Anything the studio said no to you putting in the film?

Todd: No. Quite honestly since the Hangover films they trust the taste – actually ‘taste’ is probably the wrong word – they trust the line we draw. So we drew it ourselves and I don’t think there’s anything we had to cut out even for an R rating. There’s nothing we really had to compromise on in this film.

Could Project X have the same effect if it were shot in a more standard format?

Nima: I think that was the biggest draw for making this movie, we just hadn’t seen a teen comedy at a party with sound footage. We’ve seen so many party movies, so many teen high school movies. This level of realism resonates with the kids and I think they’ll feel closer to something like this

We’ve heard you have deals for The Hangover 3 and everybody’s being paid well after the success of the first two. Do you have to keep the rest of the budget down to compensate for that?

Todd: Comedies are just never that expensive.

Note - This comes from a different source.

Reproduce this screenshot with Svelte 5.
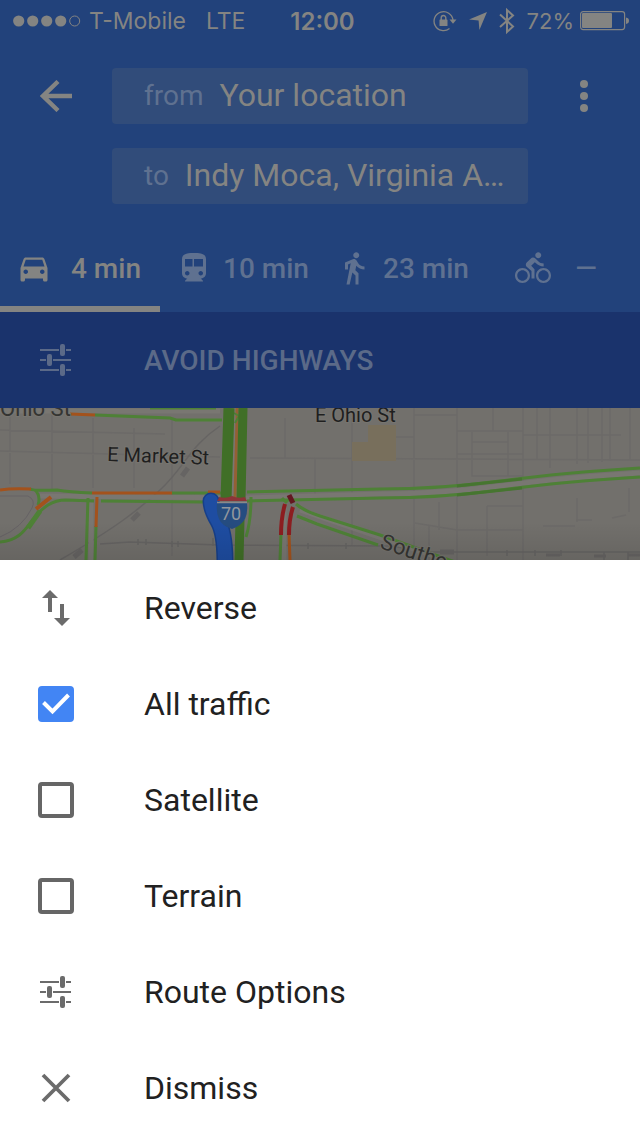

In an average studio movie you’re shooting effects and green screens and all these things that we just don’t do in a comedy.

How did you process the backlash you faced from The Hangover Part II?

Todd: It’s cheesy to say this but you just can’t find a comedy director who makes movies for critics. When a movie does $580 million worldwide it proves that people are enjoying the experience. And yes, maybe Roger Ebert didn’t love it, but we didn’t make it for that person. We made it for an audience and you don’t sell that many movie tickets with people hating your movie. So I’m very proud of the movie.

I think we got a little bit knocked around because critics dismissed the idea and said ‘they just copied and pasted the first movie and replaced the location with Bangkok’. But what we did was a well thought out execution of a second story. And we’ll do a third one and people will like it or not, critics maybe not but I think audiences will love it.